I have pulled this phrase and explanation out of my ‘pertinent pocket’ many many times as I hear women lament their tiredness. I understand women’s tiredness. (My truism is that you can’t have empathy without first the experience.) I’ve lived women’s tiredness to write:

                                    Prime the Pump

            Sometimes I feel like a well

                        That everyone comes to dip from

                                    And then go away.

                        A comforting drink of cool water

                                    Pull long from it

                                    Refresh

                                    Cleanse

                        And then leave the well

                                    Alone

                                    To find its own way

                                                To replenish itself.

Doesn’t Take Much to Be a Clinch Mountain Mule.

Kim M. was one of the clients I had when I was a freelance writer. She did the marketing for a company that sold industrial uniforms. She and I got along really well, worked together great. 

I was working on a project for her and had called her with an update. She confided she was immobilized at her home. She was overwrought because she and her husband were being “interviewed and reviewed” the next day to adopt a specific child, one whose need was so personal and prolific, she felt frozen, unable to do anything. The fear of not making the grade and not being approved to adopt the child had her petrified physically and emotionally. She said she just couldn’t move to do anything even though she knew she needed to move, clean her house, prepare—but she was stuck.

And out came, “All you need is another mule in the traces with you. I’m caught up on my writing deadlines…I’m gonna come over and help you clean up the house and get prepped for your interview tomorrow.” And I did. That’s all it took; another human being in the traces to plow along side her for a little while. She got unstuck and could move. She and her husband passed their review and adopted the little girl.

I’ve used that phrase and explained about the Clinch Mountain Mules many times to people who seem temporarily swamped in the boat of life. Grateful to report that there have been people who have gotten in the traces with me when plowing through life had me tried and tired.  Proud to say I’ve been a Clinch Mountain Mule and harnessed myself up for a pull with different people over the years.

Through the Fire Twice  

Apparently I might have complained and whined about my lot in life at the time I knew Steve! One time he pulled out this little parable of the Tempered Sword, “To temper a sword to make it stainless and strong, it has to be put through the fire twice,” he said. And he assured me that’s just what was happening. I was being put through the fire once again to make me stronger. That little story tweaked the way I was looking at things, gave me the hint that there may be a raison d’etre for what was happening to me. Could I see my situation as an opportunity to learn something from it? Shore up my strength as a result?
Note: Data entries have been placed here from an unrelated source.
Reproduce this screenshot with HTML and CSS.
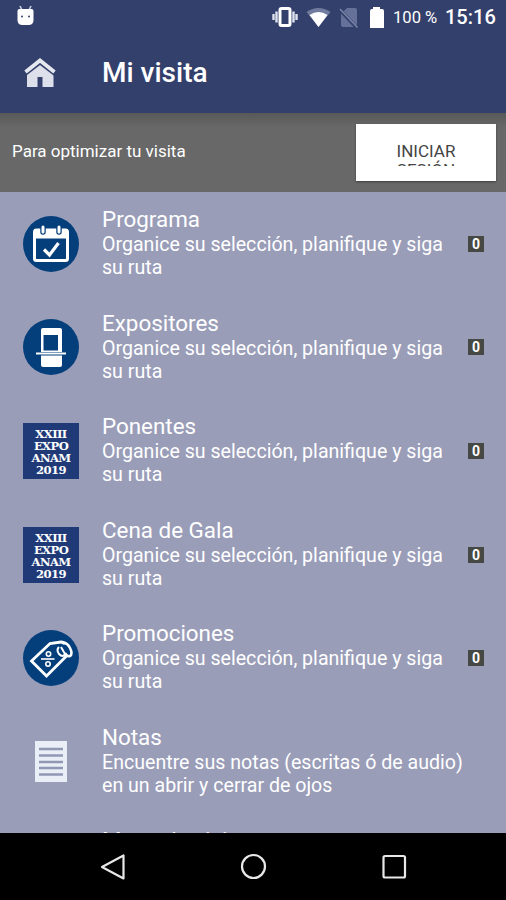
FILE: index.html
```html
<!DOCTYPE html>
<html lang="es">

<head>
    <meta charset="UTF-8">
    <meta name="viewport" content="width=device-width, initial-scale=1.0">
    <title>Mi visita</title>
    <link rel="stylesheet" href="styles.css">
</head>

<body>
    <div class="screen">
        <header class="header">
            <div class="status-bar">
                <svg class="droid" width="20" height="24" viewBox="0 0 20 24">
                    <path d="M4 1l2 4M15 1l-2 4" stroke="#c9cfe4" stroke-width="1.6" />
                    <path d="M1.500 6q0-2 2-2h12q2 0 2 2v9q0 5-5 5h-6q-5 0-5-5z" fill="#fff" />
                    <circle cx="6" cy="11.500" r="1" fill="#33406c" />
                    <circle cx="13" cy="11.500" r="1" fill="#33406c" />
                </svg>
                <div class="status-icons">
                    <svg width="113" height="24" viewBox="0 0 113 24">
                        <path d="M1.500 9v6M4.500 6.500v11M21.500 6.500v11M24.500 9v6" stroke="#dfe3ee" stroke-width="2.400" />
                        <rect x="8" y="3.500" width="10" height="17" rx="1.500" fill="none" stroke="#fff" stroke-width="3" />
                        <path d="M34.500 7Q46.500-1 58.500 7L46.500 22z" fill="#717b9e" />
                        <path d="M37.500 10Q46.500 4 55.500 10L46.500 22z" fill="#fff" />
                        <path d="M75 3h8q2 0 2 2v17H71q-2 0-2-2V9z" fill="#66719a" />
                        <path d="M67.500 4.500L86 24" stroke="#33406c" stroke-width="3.500" />
                        <path d="M68 4l17.500 18.500" stroke="#7b85a7" stroke-width="1.500" />
                        <path d="M101 2h7v2h2q2 0 2 2v17H98V6q0-2 2-2h1z" fill="#fff" />
                    </svg>
                    <span class="battery">100 %</span>
                    <span class="clock">15:16</span>
                </div>
            </div>
            <div class="toolbar">
                <svg class="home" width="32" height="32" viewBox="0 0 32 32">
                    <path d="M3 17L16 7l13.500 10V31H18.500v-10h-5v10H3z" fill="#dde0ea" />
                    <path d="M1 19L16 7.500 31 19" fill="none" stroke="#33406c" stroke-width="2.500" />
                    <path d="M1.500 16L16 4.500l14.500 11.500" fill="none" stroke="#e6e8ef" stroke-width="3.800" />
                </svg>
                <h1>Mi visita</h1>
            </div>
        </header>

        <div class="login">
            <p>Para optimizar tu visita</p>
            <button type="button"><span>INICIAR<br>SESIÓN</span></button>
        </div>

        <main class="list">
            <div class="item">
                <div class="icon">
                    <svg width="56" height="56" viewBox="0 0 56 56">
                        <circle cx="28" cy="28" r="28" fill="#053f7b" />
                        <rect x="11.500" y="14" width="33" height="30.500" rx="2" fill="none" stroke="#fff" stroke-width="3" />
                        <path d="M11 13h34v9.500H11z" fill="#fff" />
                        <path d="M20 11v5M36 11v5" stroke="#053f7b" stroke-width="5.500" stroke-linecap="round" />
                        <path d="M20 11v5M36 11v5" stroke="#fff" stroke-width="3" stroke-linecap="round" />
                        <path d="M21 33.500l5.500 5.500 9-12" fill="none" stroke="#fff" stroke-width="3.200" />
                    </svg>
                </div>
                <div class="text">
                    <h2>Programa</h2>
                    <p>Organice su selección, planifique y siga<br>su ruta</p>
                </div>
                <span class="count">0</span>
            </div>
            <div class="item">
                <div class="icon">
                    <svg width="56" height="56" viewBox="0 0 56 56">
                        <circle cx="28" cy="28" r="28" fill="#053f7b" />
                        <path d="M20 9h17q2 0 2 2v22H18V11q0-2 2-2zM20.500 16v15.500h14.500V16z" fill="#fff" fill-rule="evenodd" />
                        <path d="M13 34.500h30" stroke="#fff" stroke-width="2" />
                        <path d="M18 36.500h21V46q0 2-2 2H20q-2 0-2-2z" fill="#fff" />
                    </svg>
                </div>
                <div class="text">
                    <h2>Expositores</h2>
                    <p>Organice su selección, planifique y siga<br>su ruta</p>
                </div>
                <span class="count">0</span>
            </div>
            <div class="item">
                <div class="icon">
                    <div class="expo"><span>XXIII</span><span>EXPO</span><span>ANAM</span><span>2019</span></div>
                </div>
                <div class="text">
                    <h2>Ponentes</h2>
                    <p>Organice su selección, planifique y siga<br>su ruta</p>
                </div>
                <span class="count">0</span>
            </div>
            <div class="item">
                <div class="icon">
                    <div class="expo"><span>XXIII</span><span>EXPO</span><span>ANAM</span><span>2019</span></div>
                </div>
                <div class="text">
                    <h2>Cena de Gala</h2>
                    <p>Organice su selección, planifique y siga<br>su ruta</p>
                </div>
                <span class="count">0</span>
            </div>
            <div class="item">
                <div class="icon">
                    <svg width="56" height="56" viewBox="0 0 56 56">
                        <circle cx="28" cy="28" r="28" fill="#053f7b" />
                        <g fill="none" stroke="#fff">
                            <path d="M42 14q-1-2-4-2l-11 1.500L8.500 31 23.500 46 43.500 26" stroke-width="2.800" />
                            <path d="M36 17q-3 3 0 7 4 4 6 0l-4-7" stroke-width="2" />
                            <path d="M39 13q5-1 8 5 3 6 0 8-3 1-5-3" stroke-width="2.600" />
                            <path d="M18 29h13.500" stroke-width="1.600" />
                            <circle cx="25.500" cy="24" r="2.200" stroke-width="1.600" />
                            <circle cx="25" cy="34" r="2.200" stroke-width="1.600" />
                        </g>
                    </svg>
                </div>
                <div class="text">
                    <h2>Promociones</h2>
                    <p>Organice su selección, planifique y siga<br>su ruta</p>
                </div>
                <span class="count">0</span>
            </div>
            <div class="item">
                <div class="icon">
                    <svg width="32" height="41" viewBox="0 0 32 41">
                        <path d="M0 0h32v41H0z" fill="#eaeef6" />
                        <path d="M4 8h24M4 14.500h24M4 21h24M4 27h24M4 33.500h24" stroke="#9198b5" stroke-width="2.600" />
                    </svg>
                </div>
                <div class="text">
                    <h2>Notas</h2>
                    <p>Encuentre sus notas (escritas ó de audio)<br>en un abrir y cerrar de ojos</p>
                </div>
            </div>
            <div class="item">
                <div class="icon"></div>
                <div class="text">
                    <h2>Mapa de visita</h2>
                </div>
            </div>
        </main>

        <nav class="navbar">
            <svg width="28" height="28" viewBox="0 0 28 28">
                <path d="M25.500 2.500v23L4 14z" />
            </svg>
            <svg width="28" height="28" viewBox="0 0 28 28">
                <circle cx="14.500" cy="13.500" r="11.500" />
            </svg>
            <svg width="28" height="28" viewBox="0 0 28 28">
                <rect x="3.500" y="3" width="21.500" height="21.500" rx="1.500" />
            </svg>
        </nav>
    </div>
</body>

</html>
```

FILE: styles.css
```css
* {
    box-sizing: border-box;
}

body {
    margin: 0;
    font-family: Roboto, "Noto Sans", sans-serif;
    color: #fff;
    background-color: #000;
}

h1,
h2,
p {
    margin: 0;
    font-weight: 400;
}

svg {
    display: block;
    flex: none;
}

.screen {
    display: flex;
    flex-direction: column;
    width: 506px;
    height: 900px;
    overflow: hidden;
}

/* Header */
.header {
    flex: none;
    height: 113px;
    background-color: #33406c;
}

.status-bar {
    display: flex;
    justify-content: space-between;
    height: 33px;
    padding: 5px 10px 0 16px;
}

.status-icons {
    display: flex;
    align-items: center;
    height: 24px;
}

.battery {
    width: 47px;
    margin-left: 8px;
    font-size: 16.6px;
    white-space: nowrap;
}

.clock {
    width: 51px;
    margin-left: 5px;
    font-size: 20px;
    font-weight: 500;
}

.toolbar {
    display: flex;
    align-items: center;
    height: 78px;
    padding-left: 24px;
}

.toolbar h1 {
    margin-left: 46px;
    font-size: 28px;
    font-weight: 500;
}

/* Login strip */
.login {
    display: flex;
    flex: none;
    align-items: center;
    justify-content: space-between;
    height: 79px;
    padding: 0 10px 0 12px;
    background: linear-gradient(#585858, #686868 14px);
}

.login p {
    padding-bottom: 3px;
    font-size: 17px;
}

.login button {
    width: 140px;
    height: 57px;
    padding: 0;
    border: none;
    background-color: #fff;
    box-shadow: 0 1px 2px rgba(0, 0, 0, 0.4);
    color: #444;
    font-family: inherit;
    font-size: 17px;
    line-height: 19px;
}

.login button span {
    display: block;
    height: 24px;
    margin-top: 2px;
    overflow: hidden;
}

/* List */
.list {
    flex: 1;
    min-height: 0;
    overflow: hidden;
    background-color: #9a9db8;
}

.item {
    display: flex;
    align-items: center;
    height: 103.6px;
    padding-right: 22px;
}

.icon {
    display: flex;
    flex: none;
    justify-content: center;
    width: 102px;
}

.text {
    flex: 1;
    align-self: flex-start;
    padding-top: 14px;
    white-space: nowrap;
}

.text h2 {
    font-size: 22.4px;
    line-height: 27px;
}

.text p {
    font-size: 19.6px;
    line-height: 23px;
}

.item:last-child .text {
    padding-top: 13px;
}

.count {
    width: 16px;
    height: 16px;
    background-color: #464844;
    font-size: 14px;
    font-weight: 700;
    line-height: 16px;
    text-align: center;
}

.expo {
    display: flex;
    flex-direction: column;
    align-items: center;
    width: 56px;
    height: 56px;
    padding-top: 5px;
    background-color: #203a78;
    font-family: "DejaVu Serif", serif;
    font-size: 11.6px;
    font-weight: 700;
    letter-spacing: -0.6px;
    line-height: 12px;
}

/* Android navigation */
.navbar {
    display: flex;
    flex: none;
    align-items: center;
    justify-content: space-between;
    height: 67px;
    padding: 0 98px;
    background-color: #000;
}

.navbar svg {
    fill: none;
    stroke: #e8e8e8;
    stroke-width: 2.2;
    stroke-linejoin: round;
}
```
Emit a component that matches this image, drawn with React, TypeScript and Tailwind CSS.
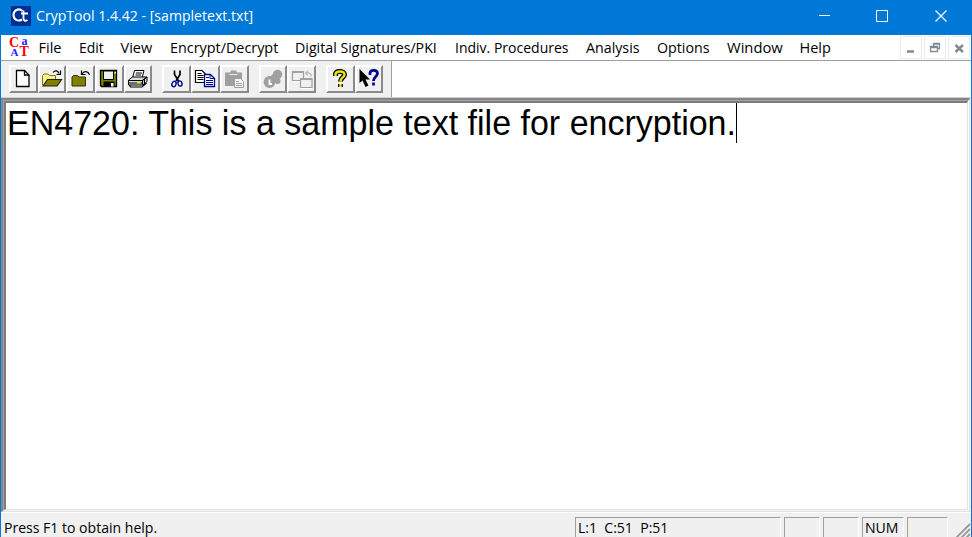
import { useLayoutEffect, useRef, type ReactNode } from "react";

function Fit({ width, className = "", children }: { width: number; className?: string; children: ReactNode }) {
  const ref = useRef<HTMLSpanElement>(null);
  useLayoutEffect(() => {
    const el = ref.current;
    if (el) el.style.transform = `scaleX(${width / el.offsetWidth})`;
  }, [width]);
  return (
    <span className="block shrink-0" style={{ width }}>
      <span ref={ref} className={`inline-block origin-left whitespace-pre ${className}`}>{children}</span>
    </span>
  );
}

const menus: [string, number, string][] = [
  ["File", 23, "mr-[17px]"],
  ["Edit", 25, "mr-[17px]"],
  ["View", 32, "mr-[17px]"],
  ["Encrypt/Decrypt", 108, "mr-[17px]"],
  ["Digital Signatures/PKI", 142, "mr-[18px]"],
  ["Indiv. Procedures", 114, "mr-[17px]"],
  ["Analysis", 54, "mr-[17px]"],
  ["Options", 53, "mr-[17px]"],
  ["Window", 56, "mr-[17px]"],
  ["Help", 31, ""],
];

function ToolButton({ children }: { children: ReactNode }) {
  return (
    <div className="flex h-[28px] w-[28.7px] shrink-0 items-center justify-center border-2 border-t-white border-r-[#8a8a8a] border-b-[#8a8a8a] border-l-white bg-[#f0f0f0]">
      <svg width="22" height="20" viewBox="0 0 22 20" className="shrink-0">{children}</svg>
    </div>
  );
}

const NewIcon = () => (
  <g>
    <path d="M4.500 1.500h8l4.500 4.500v11.500h-12.500z" fill="white" stroke="black" strokeWidth="1.300" />
    <path d="M12.500 1.500v4.500h4.500" fill="none" stroke="black" strokeWidth="1.300" />
  </g>
);
const OpenIcon = () => (
  <g>
    <path d="M1.500 16V6.500l1.500-1.500h4l1.500 1.500h6v4" fill="#f6f38a" stroke="#77770a" />
    <path d="M2 17l4.500-6.500H20.500l-4.500 6.500z" fill="#808000" stroke="#222200" strokeWidth="1.200" />
    <path d="M12 3.500c2-2.500 5-2 6 1M19.500 1.500v4h-4" fill="none" stroke="black" strokeWidth="1.200" />
  </g>
);
const CloseIcon = () => (
  <g>
    <path d="M2 17V8l1.500-1.500h4L9 8h6.500v9z" fill="#808000" stroke="#333300" />
    <path d="M12 5c2-3.500 6-3 7.500 .8M11.500 1.500v4h4" fill="none" stroke="black" strokeWidth="1.200" />
  </g>
);
const SaveIcon = () => (
  <g>
    <path d="M2.500 1.500h16v16h-15l-1-1z" fill="#808000" stroke="black" strokeWidth="1.300" />
    <path d="M5.500 2h10v8.500h-10z" fill="#f0f0f0" stroke="black" />
    <path d="M5.500 12.500h11v5h-11z" fill="black" />
    <path d="M13 14h2.500v3.500H13zM16.500 3H18v1.500h-1.500z" fill="white" />
  </g>
);
const PrintIcon = () => (
  <g stroke="black">
    <path d="M5.500 9l2-7.500h9.500L15 9z" fill="white" />
    <path d="M9 4h6M8.500 6h5.500" />
    <path d="M1.500 11l4-3h14.500v4.500l-4 3.500H1.500z" fill="#ddd" />
    <path d="M1.500 11.500h14l4.500-3.500M15.500 11.500V16M2.500 16l1 2h11.500l4.500-4" fill="none" strokeWidth="1.200" />
    <path d="M2 14h13M17.500 10v5" />
    <path d="M10 13.500h3.500" stroke="#f2e900" strokeWidth="2" />
  </g>
);
const CutIcon = () => (
  <g fill="none">
    <path d="M8.500 1.500v4l4 6.500M14 1.500v4L10 12" stroke="black" strokeWidth="1.700" />
    <ellipse cx="8" cy="15" rx="2" ry="2.800" stroke="#000090" strokeWidth="1.400" transform="rotate(20 8 15)" />
    <ellipse cx="14" cy="14.500" rx="2" ry="2.600" stroke="#000090" strokeWidth="1.400" transform="rotate(-15 14 14.500)" />
  </g>
);
const CopyIcon = () => (
  <g>
    <path d="M1.500 1.500h6.500l3 3v9h-9.500z" fill="white" stroke="black" strokeWidth="1.200" />
    <path d="M3.500 4.500h4M3.500 6.500h6M3.500 8.500h6M3.500 10.500h6" stroke="black" />
    <path d="M10.500 5.500h6l4 4v8h-10z" fill="white" stroke="#000090" strokeWidth="1.300" />
    <path d="M16 5.500v4h4M12 8.500h3M12 11.500h7M12 13.500h7M12 15.500h7" fill="none" stroke="#000090" />
  </g>
);
const PasteIcon = () => (
  <g>
    <path d="M2 3.500h5l1-2h5l1 2h5V17H2z" fill="#a0a0a0" />
    <path d="M6.500 5.500h8" stroke="#ededed" />
    <path d="M11.500 9.500h6l3 3v6h-9z" fill="#f6f6f6" stroke="#a0a0a0" />
    <path d="M13 12.500h3M13 14.500h6M13 16.500h6" stroke="#a0a0a0" />
  </g>
);
const KeyIcon = () => (
  <g>
    <circle cx="15.500" cy="5.500" r="4.700" fill="#a0a0a0" />
    <circle cx="7.500" cy="13" r="5.900" fill="#a0a0a0" />
    <circle cx="15.500" cy="12" r="3" fill="#a0a0a0" />
    <path d="M8 7.500l4-3 5 6-4 3z" fill="#a0a0a0" />
    <path d="M7.500 10.500v4.500h2.500" fill="none" stroke="white" strokeWidth="1.900" />
  </g>
);
const WindowsIcon = () => (
  <g fill="none" stroke="#a0a0a0">
    <path d="M1.500 2.500h11v9h-11zM1.500 3.500h11" strokeWidth="1.200" />
    <path d="M9.500 9.500h11.500v9H9.500zM9.500 10.500h11.500" fill="#f0f0f0" strokeWidth="1.200" />
    <path d="M20 7.500V5l-2-1h-3M17 1.500L14.500 4 17 6.500" />
    <path d="M2 12.700h7M10 19.500h11" stroke="white" />
  </g>
);
const HelpMark = () => (
  <g fill="none" strokeLinejoin="round">
    <path d="M6.500 7V5C7 1.500 15.500 1.500 15.500 5.500c0 3-4 3-4 7M11.500 15v3" stroke="black" strokeWidth="5" />
    <path d="M6.500 7V5C7 1.500 15.500 1.500 15.500 5.500c0 3-4 3-4 7M11.500 15v3" stroke="#eee500" strokeWidth="2.400" />
  </g>
);
const ContextHelp = () => (
  <g>
    <path d="M1.500 0v14l3-2.500L7.500 18l3-1.500-3-6H12z" fill="black" />
    <path d="M12 6V4C12.500 .5 19.500 .5 19.500 4.500c0 3-4 3-4 7.500M15.500 13.500V16.500" fill="none" stroke="#000090" strokeWidth="2.700" />
  </g>
);

function Caption({ children, last }: { children: ReactNode; last?: boolean }) {
  return (
    <div className={`h-[23px] w-[22px] border border-[#ebebeb] bg-white ${last ? "" : "mr-[2px]"}`}>
      <svg width="20" height="21" viewBox="0 0 20 21" fill="none" stroke="#7d8b99">{children}</svg>
    </div>
  );
}

const pane = "h-[21px] shrink-0 border-t border-l border-r border-t-[#a0a0a0] border-l-[#a0a0a0] border-r-white";

export default function App() {
  return (
    <div className="flex h-[537px] w-[972px] flex-col overflow-hidden border-x border-[#0078d7] bg-[#f0f0f0] font-['Open_Sans','Noto_Sans',sans-serif] text-black">
      <header className="flex h-[35px] shrink-0 items-center bg-[#0078d7] pl-[10px] text-white">
        <svg width="20" height="20" viewBox="0 0 20 20" className="mr-[5px] mb-[3px]">
          <path d="M0 0h20v20H0z" fill="#002f91" />
          <path d="M11.500 5C7.500 1.500 2.500 4.500 2.500 9c0 4.500 4.500 7 8.500 4.500" fill="none" stroke="white" strokeWidth="2.100" />
          <path d="M12.500 4.500v8c0 2 1.500 3 4 1.500M10 7.500h7" fill="none" stroke="white" strokeWidth="1.800" />
        </svg>
        <Fit width={217} className="-translate-y-[3px] text-[15px] leading-[30px]">CrypTool 1.4.42 - [sampletext.txt]</Fit>
        <svg width="140" height="35" viewBox="0 0 140 35" className="mr-[12px] ml-auto" fill="none" stroke="white">
          <path d="M-1 15.500h12M57.500 10.500h11v11h-11z" />
          <path d="M116.500 10.500l11 11M127.500 10.500l-11 11" strokeWidth="1.200" />
        </svg>
      </header>
      <nav className="flex h-[25px] shrink-0 items-center bg-white pl-[8px]">
        <svg width="21" height="22" viewBox="0 0 21 22" className="mr-[8.5px] shrink-0 overflow-visible font-['Liberation_Serif',serif] font-bold">
          <text x="0" y="9.500" fontSize="14" fill="#f00">C</text>
          <text x="12.500" y="8" fontSize="12" fill="#22f">a</text>
          <text x="1.500" y="19" fontSize="11" fill="#22f">A</text>
          <text x="10.500" y="19" fontSize="14" fill="#f00">T</text>
        </svg>
        {menus.map(([label, width, gap]) => (
          <div key={label} className={gap}><Fit width={width} className="text-[14.5px] leading-[24px]">{label}</Fit></div>
        ))}
        <div className="ml-auto flex pr-px">
          <Caption><path d="M6 14.500h7" strokeWidth="2.500" /></Caption>
          <Caption><path d="M5.500 9.500h7v5h-7zM5 10.500h8M8.500 9V6.500h6v5H13M8 7h7" strokeWidth="1.300" /></Caption>
          <Caption last><path d="M6.500 8l7.500 7M14 8l-7.500 7" strokeWidth="2.500" /></Caption>
        </div>
      </nav>
      <div className="flex h-[37px] shrink-0 border-t border-[#a0a0a0] bg-white">
        <div className="flex w-[391px] shrink-0 border-r border-[#a0a0a0] bg-[#f0f0f0] pt-[4px] pl-[8px]">
          <ToolButton><NewIcon /></ToolButton>
          <ToolButton><OpenIcon /></ToolButton>
          <ToolButton><CloseIcon /></ToolButton>
          <ToolButton><SaveIcon /></ToolButton>
          <ToolButton><PrintIcon /></ToolButton>
          <div className="w-[10px]" />
          <ToolButton><CutIcon /></ToolButton>
          <ToolButton><CopyIcon /></ToolButton>
          <ToolButton><PasteIcon /></ToolButton>
          <div className="w-[10px]" />
          <ToolButton><KeyIcon /></ToolButton>
          <ToolButton><WindowsIcon /></ToolButton>
          <div className="w-[10px]" />
          <ToolButton><HelpMark /></ToolButton>
          <ToolButton><ContextHelp /></ToolButton>
        </div>
      </div>
      <main className="flex h-[416px] shrink-0 border-t border-r border-b border-t-[#d0d0d0] border-r-[#f0f0f0] border-b-white">
        <div className="flex grow border-t-2 border-r border-b border-l-2 border-t-[#858585] border-r-[#e3e3e3] border-b-[#e3e3e3] border-l-[#858585]">
          <div className="flex grow border border-t-[#a3a3a3] border-r-white border-b-[#f4f4f4] border-l-[#a3a3a3]">
            <div className="flex grow border-t-2 border-r border-b border-l-2 border-t-[#7b7b7b] border-r-[#e3e3e3] border-b-[#e3e3e3] border-l-[#7b7b7b] bg-white pl-px">
              <Fit width={729} className="-translate-y-px font-['Liberation_Sans',Arial,sans-serif] text-[35.500px] leading-[42px]">EN4720: This is a sample text file for encryption.</Fit>
              <div className="h-[40px] w-px bg-black" />
            </div>
          </div>
        </div>
      </main>
      <footer className="flex h-[24px] shrink-0 pt-[4px] pl-[2.500px] text-[14.500px] leading-[21px]">
        <Fit width={153}>Press F1 to obtain help.</Fit>
        <div className={`ml-[418.500px] w-[206px] pl-[2px] ${pane}`}><Fit width={90} className="-translate-y-px">L:1  C:51  P:51</Fit></div>
        <div className={`ml-[3px] w-[36px] ${pane}`} />
        <div className={`ml-[3px] w-[36px] ${pane}`} />
        <div className={`ml-[3px] w-[42px] pl-[2px] ${pane}`}><Fit width={34} className="-translate-y-px">NUM</Fit></div>
        <div className={`ml-[3px] w-[41px] ${pane}`} />
        <svg width="16" height="21" viewBox="0 0 16 21" className="ml-auto" stroke="#999" strokeWidth="1.800"><path d="M1 21L15 7M6 21l9-9M11 21l4-4" /></svg>
      </footer>
    </div>
  );
}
Be more aware that there may be a reason for my being? That little parable? Yep, I retained that story, too.

You know, I deeply appreciate Steve and his stories which apparently were comforting and edifying to me at that time. I’m not sure where he learned his parables or how he learned to apply them. But, hey, teachers come in all configs. I’m not gonna look a gift mule in the mouth. I am grateful and thankful to Steve wherever he may be.

(There’s also a saying my grandma used to use…about ‘working someone like a borrowed mule.’ But that’s a whole different mule moral!)